Road test your slides for better performance

by Derek Featherstone

Use a simple strategy for improving your slides real world performance.

I'm sitting in the airport in Minneapolis on my way home after speaking Confab Central. What a great team that puts the conference together AND a wonderfully engaged audience!

While I saw a few excellent presentations, I saw a few that made me think of one small thing that speakers could do to make their presentations better.

Road-test your slides.

I don't mean road-test your presentation, as in, practicing it in front of the mirror, or other audiences or anything else like that. Yes, those things will make you better.
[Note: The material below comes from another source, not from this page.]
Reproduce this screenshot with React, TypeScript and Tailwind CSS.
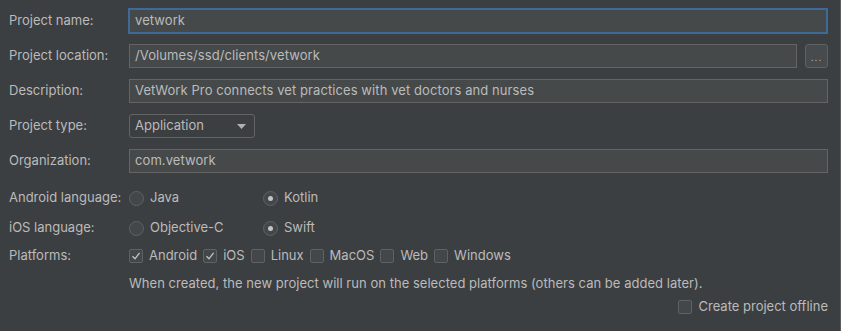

I'm truly talking about road-testing your slides, at the venue, in the conditions in which you'll be delivering them. Why?

Colour contrast

The colours you've chosen look great on your screen, but every projector is different. You need to test your slides in the real context in which they'll be viewed. Lights dimmed, on the projector, and in the eyes of someone that is at the back of the room.

Size matters

Yes, I said it. You need to check the size of your screen elements. Your text, your images, things you want to highlight. Again, you need to view them under real delivery conditions. This is especially important with wide aspect ratio (16:9) slide formats. That slide format needs larger elements on it to be easily readable to someone at the back of the room.

Slides with distinction

I'm not talking about your slides in general. I'm talking about certain elements of your slides. The callouts. The little bits of text you place over the screenshot. They need to actually stand out. And just because you see them standing out when you're creating your slides, doesn't mean that they stand out when they're being seen by someone at the back of the room.

Soooo, how then?

Both Keynote and PowerPoint have a feature that allow you to record your slide show. Do that. Don't stay too long on any single slide. If you have 30 slides for a 1 hour talk, leave each one up for about 3 seconds. That's 90 seconds total. Record it.

Then, when you get to the venue, do a road test, preferably an hour or so in advance.

  1. Setup your slide deck
  2. Push play recorded slideshow.
  3. Get to the back of the room (and other positions if you have time) and watch how your slides look from there.

How do your slides hold up? Make any changes you need. Make colours darker, text bigger, callouts more obvious.

Your audience will thank you.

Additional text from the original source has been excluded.